New York Gov. David Paterson wasn’t laughing when “Saturday Night Live” portrayed him in their Weekend Update segment as a blind, doofus drug addict – and neither were advocates for disabled persons, who also found the skit to be offensive.
"Now that [Alaska Gov. Sarah] Palin's not around, they seem to have run out of material," said Paterson, who is legally blind. "The idea of a person rolling around the stage in a chair, being disoriented, can't find anything, bumbling, in a sense looking like a clown, is a way disabled people are portrayed all the time. The perception that disability equals inability to be responsible is totally wrong."
Mocking politicians is nothing new for "SNL," and they spared Paterson no pain Saturday night.
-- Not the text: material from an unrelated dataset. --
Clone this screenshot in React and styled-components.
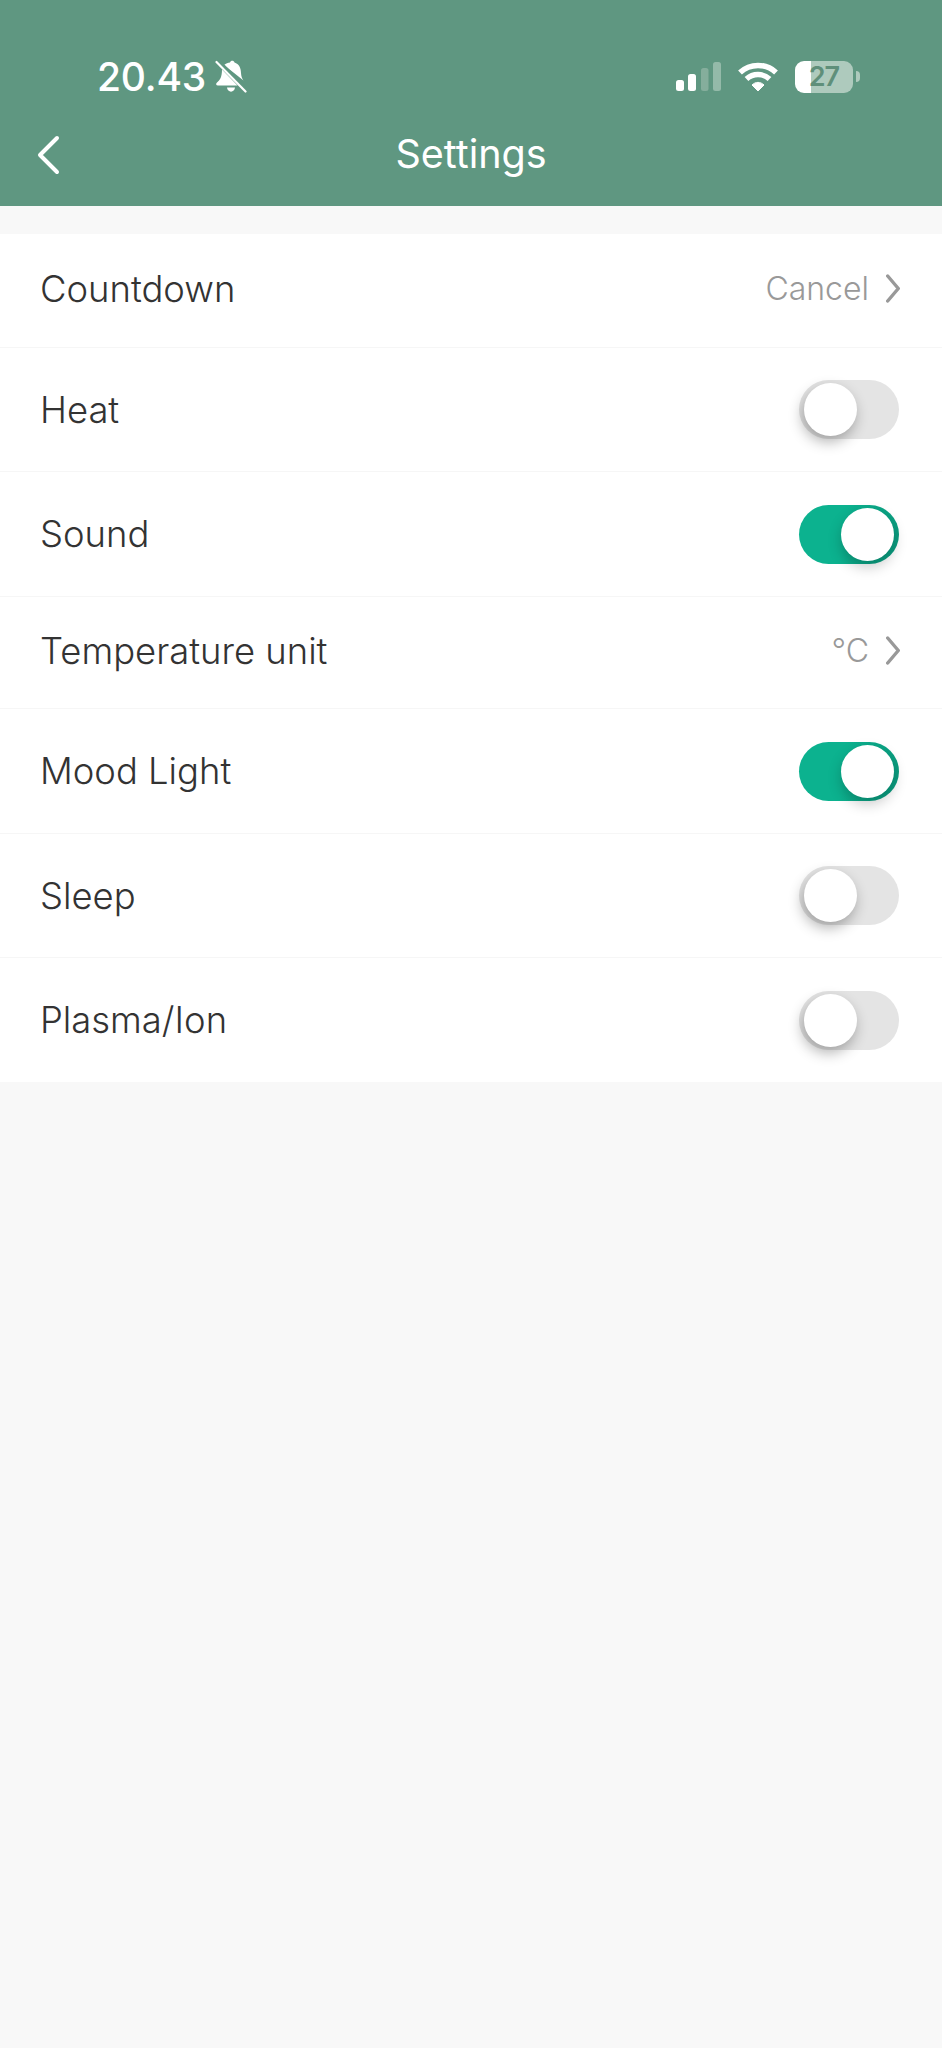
import styled, { createGlobalStyle } from "styled-components";

const GlobalStyle = createGlobalStyle`
  html, body {
    margin: 0;
    padding: 0;
    background: #f8f8f8;
  }
  body {
    font-family: Inter, "Liberation Sans", sans-serif;
  }
`;

const Page = styled.div`
  width: 942px;
  height: 2048px;
  background: #f8f8f8;
  overflow: hidden;
`;

const Header = styled.header`
  height: 206px;
  background: #5f9781;
  color: #fff;
  display: flex;
  flex-direction: column;
`;

const StatusBar = styled.div`
  height: 60px;
  margin-top: 46px;
  padding: 0 82px 0 97px;
  display: flex;
  align-items: center;
  justify-content: space-between;
`;

const TimeGroup = styled.div`
  display: flex;
  align-items: center;
  gap: 9px;
`;

const Time = styled.span`
  font-size: 39px;
  font-weight: 500;
  letter-spacing: -0.2px;
`;

const StatusIcons = styled.div`
  display: flex;
  align-items: center;
  gap: 17px;
  margin-top: 1px;
`;

const Battery = styled.div`
  width: 58px;
  height: 32px;
  border-radius: 9px;
  background: linear-gradient(90deg, #fff 16px, #aecabd 16px);
  display: flex;
  align-items: center;
  justify-content: center;
  color: #5f8f7a;
  font-size: 27px;
  line-height: 32px;
  font-weight: 600;
  letter-spacing: -1px;
`;

const BatteryWrap = styled.div`
  display: flex;
  align-items: center;
  gap: 3px;
`;

const BatteryCap = styled.div`
  width: 4px;
  height: 11px;
  border-radius: 0 4px 4px 0;
  background: #aecabd;
`;

const NavBar = styled.div`
  flex: 1;
  display: flex;
  align-items: flex-start;
  justify-content: center;
  position: relative;
`;

const BackButton = styled.div`
  position: absolute;
  left: 36px;
  top: 28px;
  display: flex;
`;

const Title = styled.h1`
  margin: 24px 0 0;
  font-size: 39.5px;
  line-height: 48px;
  font-weight: 400;
`;

const List = styled.div`
  margin-top: 28px;
  background: #fff;
`;

const Row = styled.div`
  height: ${(p) => p.$height}px;
  box-sizing: border-box;
  padding: 0 43px ${(p) => (p.$detail ? "4px" : "0")} 40px;
  display: flex;
  align-items: center;
  justify-content: space-between;
  border-bottom: ${(p) => (p.$last ? "none" : "1px solid #f6f6f6")};
`;

const Label = styled.span`
  font-size: 36.4px;
  font-weight: 350;
  color: #333;
`;

const Detail = styled.div`
  display: flex;
  align-items: center;
  gap: 17px;
  color: #999;
  font-size: 32px;
  font-weight: 350;
  margin-right: -1px;
`;

const Track = styled.div`
  position: relative;
  width: 100px;
  height: 59px;
  border-radius: 30px;
  background: ${(p) =>
    p.$on ? "linear-gradient(100deg, #0cb28f 45%, #0a9a7d 100%)" : "#e4e4e4"};
`;

const Knob = styled.div`
  position: absolute;
  top: 3px;
  left: ${(p) => (p.$on ? "42px" : "5px")};
  width: 53px;
  height: 53px;
  border-radius: 50%;
  background: #fff;
  box-shadow: ${(p) =>
    p.$on
      ? "0 6px 14px rgba(0, 0, 0, 0.22)"
      : "-2px 6px 14px rgba(0, 0, 0, 0.3)"};
`;

const Chevron = () => (
  <svg width="14" height="29" viewBox="0 0 14 29" fill="none">
    <path d="M1.7 2 L12.3 14.5 L1.7 27" stroke="#999" strokeWidth="3.4" strokeLinecap="round" strokeLinejoin="round" />
  </svg>
);

const BellOff = () => (
  <svg width="32" height="33" viewBox="0 0 32 33">
    <path
      d="M9 5 C11 3.5 13 3 15 2.6 C15.5 0 19 0 19.5 2.6 C24 4 25.8 8 26 13 C26.2 16.5 27 18.5 28.5 20.5 Z"
      fill="#fff"
    />
    <path
      d="M7 9.5 L22.5 25.5 L3 25.5 C1 25.5 0.5 23.5 2 22.5 C5 20 7 17 7 9.5 Z"
      fill="#fff"
    />
    <path d="M12 27.5 L20 27.5 C19.5 33 12.5 33 12 27.5 Z" fill="#fff" />
    <path d="M3 0.5 L32 30.5" stroke="#5f9781" strokeWidth="3.6" />
    <path d="M1.5 2 L30.5 31.5" stroke="#fff" strokeWidth="2.2" strokeLinecap="round" />
  </svg>
);

const Signal = () => (
  <svg width="45" height="30" viewBox="0 0 45 30">
    <rect x="0" y="18" width="8" height="11" rx="2.5" fill="#fff" />
    <rect x="12" y="12" width="8" height="17" rx="2.5" fill="#fff" />
    <rect x="25" y="6" width="7.5" height="23" rx="2.5" fill="#85ae9c" />
    <rect x="37" y="0" width="8" height="29" rx="2.5" fill="#94baa9" />
  </svg>
);

const Wifi = () => (
  <svg width="40" height="30" viewBox="0 0 40 30" fill="none" stroke="#fff" strokeWidth="5.5">
    <path d="M2 10.5 C12 1 28 1 38 10.5" />
    <path d="M8.5 17 C15 11 25 11 31.5 17" />
    <path d="M14 23 L20 29 L26 23 C22.5 19.5 17.5 19.5 14 23 Z" fill="#fff" strokeWidth="1" />
  </svg>
);

const BackIcon = () => (
  <svg width="24" height="42" viewBox="0 0 24 42" fill="none">
    <path d="M21 4 L4 21 L21 38" stroke="#fff" strokeWidth="4" strokeLinecap="round" strokeLinejoin="round" />
  </svg>
);

const rows = [
  { label: "Countdown", height: 114, detail: "Cancel" },
  { label: "Heat", height: 124, on: false },
  { label: "Sound", height: 125, on: true },
  { label: "Temperature unit", height: 112, detail: "°C" },
  { label: "Mood Light", height: 125, on: true },
  { label: "Sleep", height: 124, on: false },
  { label: "Plasma/Ion", height: 124, on: false },
];

const App = () => {
  return (
    <Page>
      <GlobalStyle />
      <Header>
        <StatusBar>
          <TimeGroup>
            <Time>20.43</Time>
            <BellOff />
          </TimeGroup>
          <StatusIcons>
            <Signal />
            <Wifi />
            <BatteryWrap>
              <Battery>27</Battery>
              <BatteryCap />
            </BatteryWrap>
          </StatusIcons>
        </StatusBar>
        <NavBar>
          <BackButton>
            <BackIcon />
          </BackButton>
          <Title>Settings</Title>
        </NavBar>
      </Header>
      <List>
        {rows.map((row, i) => (
          <Row
            key={row.label}
            $height={row.height}
            $detail={Boolean(row.detail)}
            $last={i === rows.length - 1}
          >
            <Label>{row.label}</Label>
            {row.detail ? (
              <Detail>
                {row.detail}
                <Chevron />
              </Detail>
            ) : (
              <Track $on={row.on}>
                <Knob $on={row.on} />
              </Track>
            )}
          </Row>
        ))}
      </List>
    </Page>
  );
};

export default App;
At one point during the skit, cast member Fred Armisen, who portrayed the governor, says, "Come on, I'm a blind man who loves cocaine who was suddenly appointed governor of New York. My life is an actual plot from a Richard Pryor movie.”
Then, looking confused and disoriented, Armisen says he became governor “because of a "sex scandal I was miraculously not at the center of."
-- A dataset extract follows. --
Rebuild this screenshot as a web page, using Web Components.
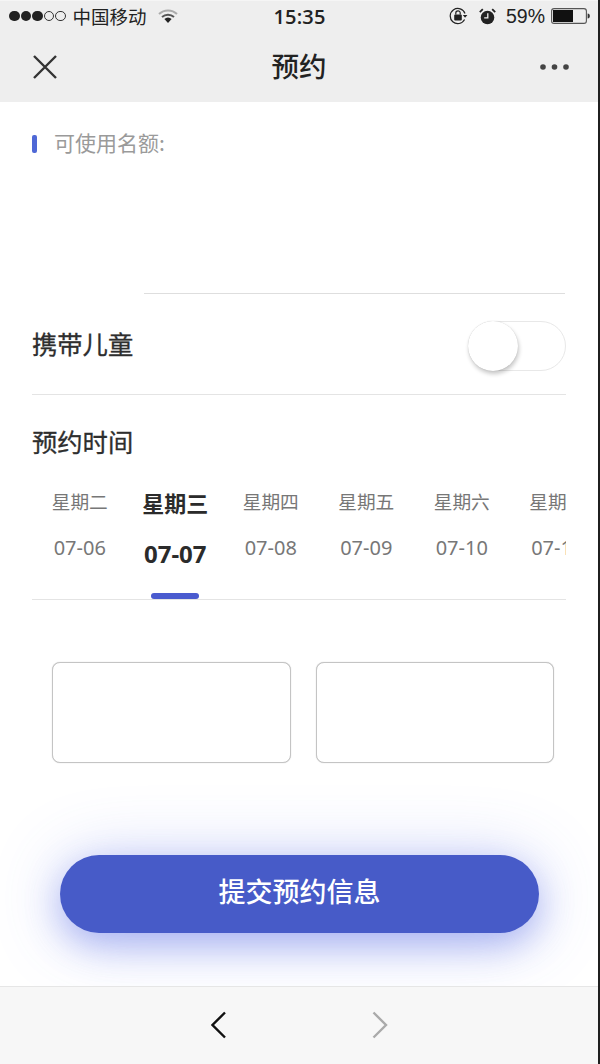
<!DOCTYPE html>
<html lang="zh">
<head>
<meta charset="utf-8">
<title>预约</title>
<style>
  html, body { margin: 0; background: #fff; }
  body { font-family: "Noto Sans CJK SC", "Noto Sans", sans-serif; }
  booking-page { width: 600px; height: 1064px; }
</style>
</head>
<body>
<booking-page>
  <status-bar></status-bar>
  <nav-bar title="预约"></nav-bar>
  <quota-section label="可使用名额:"></quota-section>
  <toggle-row label="携带儿童"></toggle-row>
  <day-picker title="预约时间"></day-picker>
  <slot-list>
    <slot-card></slot-card>
    <slot-card></slot-card>
  </slot-list>
  <submit-button label="提交预约信息"></submit-button>
  <browser-footer></browser-footer>
</booking-page>

<script>
class BookingPage extends HTMLElement {
  constructor() {
    super();
    this.attachShadow({ mode: 'open' });
    this.shadowRoot.innerHTML = `
      <style>
        :host { display: flex; background: #1f1f1f; }
        .screen {
          flex: 0 0 598px;
          height: 1064px;
          display: flex;
          flex-direction: column;
          background: #fff;
          overflow: hidden;
        }
        .edge { flex: 1; }
      </style>
      <div class="screen"><slot></slot></div>
      <div class="edge"></div>
    `;
  }
}

class StatusBar extends HTMLElement {
  constructor() {
    super();
    this.attachShadow({ mode: 'open' });
    this.shadowRoot.innerHTML = `
      <style>
        :host {
          display: grid;
          grid-template-columns: 1fr auto 1fr;
          align-items: center;
          height: 34px;
          box-sizing: border-box;
          padding: 0 8px 3px 9px;
          border-top: 1px solid #f5f5f5;
          background: #eee;
          color: #222;
        }
        .left, .right { display: flex; align-items: center; }
        .right { justify-content: flex-end; }
        .dots { display: flex; gap: 1px; margin-right: 7px; }
        .dots i {
          width: 10.5px;
          height: 10.5px;
          border-radius: 50%;
          background: #222;
          box-sizing: border-box;
        }
        .dots i.off { background: none; border: 1px solid #333; }
        .carrier { font-size: 18.5px; line-height: 30px; }
        .wifi { margin-left: 11px; }
        .time {
          font: 600 20px "Open Sans", "Liberation Sans", sans-serif;
          letter-spacing: .2px;
        }
        .pct { font: 19.5px "Liberation Sans", sans-serif; margin: 0 6px 0 10px; }
        .alarm { margin-left: 11px; }
      </style>
      <div class="left">
        <div class="dots"><i></i><i></i><i></i><i class="off"></i><i class="off"></i></div>
        <span class="carrier">中国移动</span>
        <svg class="wifi" width="20" height="16" viewBox="0 0 20 16">
          <path d="M1 6a13 13 0 0 1 18 0" fill="none" stroke="#aaa" stroke-width="2"/>
          <path d="M4 9a9 9 0 0 1 12 0" fill="none" stroke="#555" stroke-width="2"/>
          <path d="M10 15l-3.6-4a5 5 0 0 1 7.2 0z" fill="#222"/>
        </svg>
      </div>
      <div class="time">15:35</div>
      <div class="right">
        <svg width="19" height="18" viewBox="0 0 19 18">
          <path d="M15.6 12.5A7.6 7.6 0 1 1 16 6.5" fill="none" stroke="#222" stroke-width="1.2"/>
          <path d="M13.8 8h4.6l-2.3 2.8z" fill="#222"/>
          <rect x="5.2" y="7.6" width="7.6" height="5.8" rx="1" fill="#222"/>
          <path d="M6.8 7.6V6a2.2 2.2 0 0 1 4.4 0v1.6" fill="none" stroke="#222" stroke-width="1.2"/>
        </svg>
        <svg class="alarm" width="17" height="17" viewBox="0 0 17 17">
          <circle cx="8.5" cy="9.5" r="6.8" fill="#222"/>
          <path d="M.8 4.2L3.8 1.2M16.2 4.2L13.2 1.2" stroke="#222" stroke-width="1.8"/>
          <path d="M8.8 5.2v4.6H5.2" fill="none" stroke="#eee" stroke-width="1.3"/>
        </svg>
        <span class="pct">59%</span>
        <svg width="39" height="16" viewBox="0 0 39 16">
          <rect x=".6" y=".6" width="34.8" height="14.8" rx="2.5" fill="none" stroke="#555" stroke-width="1.1"/>
          <rect x="2" y="2" width="20" height="12" fill="#111"/>
          <path d="M36.6 5.5c1.6 0 2.2 1 2.2 2.5s-.6 2.5-2.2 2.5z" fill="#333"/>
        </svg>
      </div>
    `;
  }
}

class NavBar extends HTMLElement {
  constructor() {
    super();
    this.attachShadow({ mode: 'open' });
  }

  connectedCallback() {
    this.shadowRoot.innerHTML = `
      <style>
        :host {
          display: flex;
          align-items: center;
          justify-content: space-between;
          height: 68px;
          padding: 0 28px 0 32px;
          background: #eee;
          color: #222;
        }
        h1 { margin: 0 0 5px; font-size: 27.5px; font-weight: 500; line-height: 62px; }
        svg { display: block; margin-bottom: 2px; }
      </style>
      <svg width="26" height="26" viewBox="0 0 26 26">
        <path d="M2 2l22 22M24 2L2 24" stroke="#333" stroke-width="2.4" fill="none"/>
      </svg>
      <h1>${this.getAttribute('title')}</h1>
      <svg width="30" height="8" viewBox="0 0 30 8">
        <circle cx="3" cy="4" r="2.8" fill="#444"/>
        <circle cx="14.5" cy="4" r="2.8" fill="#444"/>
        <circle cx="26" cy="4" r="2.8" fill="#444"/>
      </svg>
    `;
  }
}

class QuotaSection extends HTMLElement {
  constructor() {
    super();
    this.attachShadow({ mode: 'open' });
  }

  connectedCallback() {
    this.shadowRoot.innerHTML = `
      <style>
        :host {
          display: block;
          height: 192px;
          box-sizing: border-box;
          padding: 27px 33px 0 32px;
        }
        .label {
          display: flex;
          align-items: center;
          gap: 17px;
          height: 30px;
          color: #9a9a9a;
          font-size: 21px;
        }
        .label span { padding-bottom: 3px; }
        .label i { width: 5px; height: 18px; border-radius: 2px; background: #4f68d6; }
        .rule { margin: 134px 0 0 112px; height: 1px; background: #dedede; }
      </style>
      <div class="label"><i></i><span>${this.getAttribute('label')}</span></div>
      <div class="rule"></div>
    `;
  }
}

class ToggleRow extends HTMLElement {
  constructor() {
    super();
    this.attachShadow({ mode: 'open' });
  }

  connectedCallback() {
    this.shadowRoot.innerHTML = `
      <style>
        :host {
          display: flex;
          align-items: center;
          justify-content: space-between;
          height: 101px;
          box-sizing: border-box;
          margin: 0 32px;
          padding-bottom: 1px;
          border-bottom: 1px solid #e4e4e4;
          color: #2e2e2e;
        }
        span { font-size: 25.3px; -webkit-text-stroke: .3px #2e2e2e; }
        .track {
          display: flex;
          width: 98px;
          height: 50px;
          margin-top: 5px;
          box-sizing: border-box;
          border: 1px solid #e8e8e8;
          border-radius: 25px;
          background: #fff;
        }
        .knob {
          width: 50px;
          height: 50px;
          margin: -1px;
          border-radius: 50%;
          background: #fff;
          box-shadow: 1px 3px 4px rgba(0, 0, 0, .22), 0 0 1px rgba(0, 0, 0, .18);
        }
      </style>
      <span>${this.getAttribute('label')}</span>
      <div class="track"><div class="knob"></div></div>
    `;
  }
}

class DayPicker extends HTMLElement {
  constructor() {
    super();
    this.attachShadow({ mode: 'open' });
    this.days = [
      ['星期二', '07-06'],
      ['星期三', '07-07', true],
      ['星期四', '07-08'],
      ['星期五', '07-09'],
      ['星期六', '07-10'],
      ['星期日', '07-11']
    ];
  }

  connectedCallback() {
    this.shadowRoot.innerHTML = `
      <style>
        :host {
          display: block;
          height: 206px;
          box-sizing: border-box;
          margin: 0 32px;
          border-bottom: 1px solid #e4e4e4;
          color: #2e2e2e;
        }
        h2 {
          margin: 0;
          height: 88px;
          font-size: 25.3px;
          font-weight: 400;
          line-height: 93px;
          -webkit-text-stroke: .3px #2e2e2e;
        }
        .days { display: flex; overflow: hidden; padding-top: 6px; }
        .day {
          flex: 0 0 95.5px;
          height: 110px;
          display: flex;
          flex-direction: column;
          align-items: center;
          color: #777;
        }
        .week { height: 26px; font-size: 18.7px; line-height: 24px; }
        .date { margin-top: 20px; font: 20px/26px "Noto Sans", sans-serif; }
        .day.on { color: #2b2b2b; }
        .day.on .week { font-size: 22px; font-weight: 700; line-height: 26px; }
        .day.on .date { margin-top: 25px; font-size: 24px; font-weight: 700; line-height: 28px; }
        .day.on::after {
          content: "";
          width: 48px;
          height: 6px;
          margin-top: 25px;
          border-radius: 3px;
          background: #4a5bcf;
        }
      </style>
      <h2>${this.getAttribute('title')}</h2>
      <div class="days">
        ${this.days.map(([week, date, on]) => `
          <div class="day${on ? ' on' : ''}">
            <span class="week">${week}</span>
            <span class="date">${date}</span>
          </div>
        `).join('')}
      </div>
    `;
  }
}

class SlotList extends HTMLElement {
  constructor() {
    super();
    this.attachShadow({ mode: 'open' });
    this.shadowRoot.innerHTML = `
      <style>
        :host {
          display: grid;
          grid-template-columns: 239px 238px;
          column-gap: 25px;
          padding: 62px 0 0 52px;
        }
      </style>
      <slot></slot>
    `;
  }
}

class SlotCard extends HTMLElement {
  constructor() {
    super();
    this.attachShadow({ mode: 'open' });
    this.shadowRoot.innerHTML = `
      <style>
        :host {
          display: block;
          height: 101px;
          box-sizing: border-box;
          border: 1px solid #c4c4c4;
          border-radius: 8px;
          background: #fff;
          box-shadow: 0 0 1px rgba(0, 0, 0, .25);
        }
      </style>
      <slot></slot>
    `;
  }
}

class SubmitButton extends HTMLElement {
  constructor() {
    super();
    this.attachShadow({ mode: 'open' });
  }

  connectedCallback() {
    this.shadowRoot.innerHTML = `
      <style>
        :host { display: block; padding: 92px 59px 0 60px; height: 223px; box-sizing: border-box; }
        div {
          height: 78px;
          border-radius: 39px;
          background: #475bc8;
          box-shadow: 0 12px 34px rgba(80, 100, 230, .38), 0 4px 70px rgba(80, 100, 230, .28);
          color: #fff;
          font-size: 27px;
          font-weight: 500;
          line-height: 72px;
          text-align: center;
        }
      </style>
      <div>${this.getAttribute('label')}</div>
    `;
  }
}

class BrowserFooter extends HTMLElement {
  constructor() {
    super();
    this.attachShadow({ mode: 'open' });
    this.shadowRoot.innerHTML = `
      <style>
        :host {
          display: flex;
          justify-content: center;
          gap: 145px;
          height: 78px;
          box-sizing: border-box;
          padding: 24px 0 0 0;
          border-top: 1px solid #e6e6e6;
          background: #f7f7f7;
        }
        svg { display: block; }
      </style>
      <svg width="16" height="28" viewBox="0 0 16 28">
        <path d="M14 1.5L1.5 14 14 26.5" fill="none" stroke="#111" stroke-width="2.4"/>
      </svg>
      <svg width="16" height="28" viewBox="0 0 16 28">
        <path d="M1.5 1.5L14 14 1.5 26.5" fill="none" stroke="#aaa" stroke-width="2.4"/>
      </svg>
    `;
  }
}

customElements.define('booking-page', BookingPage);
customElements.define('status-bar', StatusBar);
customElements.define('nav-bar', NavBar);
customElements.define('quota-section', QuotaSection);
customElements.define('toggle-row', ToggleRow);
customElements.define('day-picker', DayPicker);
customElements.define('slot-list', SlotList);
customElements.define('slot-card', SlotCard);
customElements.define('submit-button', SubmitButton);
customElements.define('browser-footer', BrowserFooter);
</script>
</body>
</html>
Paterson, who ascended to the governorship last spring after Gov. Eliot Spitzer was snared in prostitution sting, has admitted to cocaine use during his youth and to having extramarital affairs.
Risa Heller, a spokeswoman for the Paterson, said it isn’t that her boss can’t take a joke.
"The governor engages in humor all the time, and he can certainly take a joke," Heller said. "However, this particular 'Saturday Night Live' skit unfortunately chose to ridicule people with physical disabilities and imply that disabled people are incapable of having jobs with serious responsibilities."
The National Federation of the Blind also criticized the skit, calling it "absolutely wrong" and an attack on all blind Americans.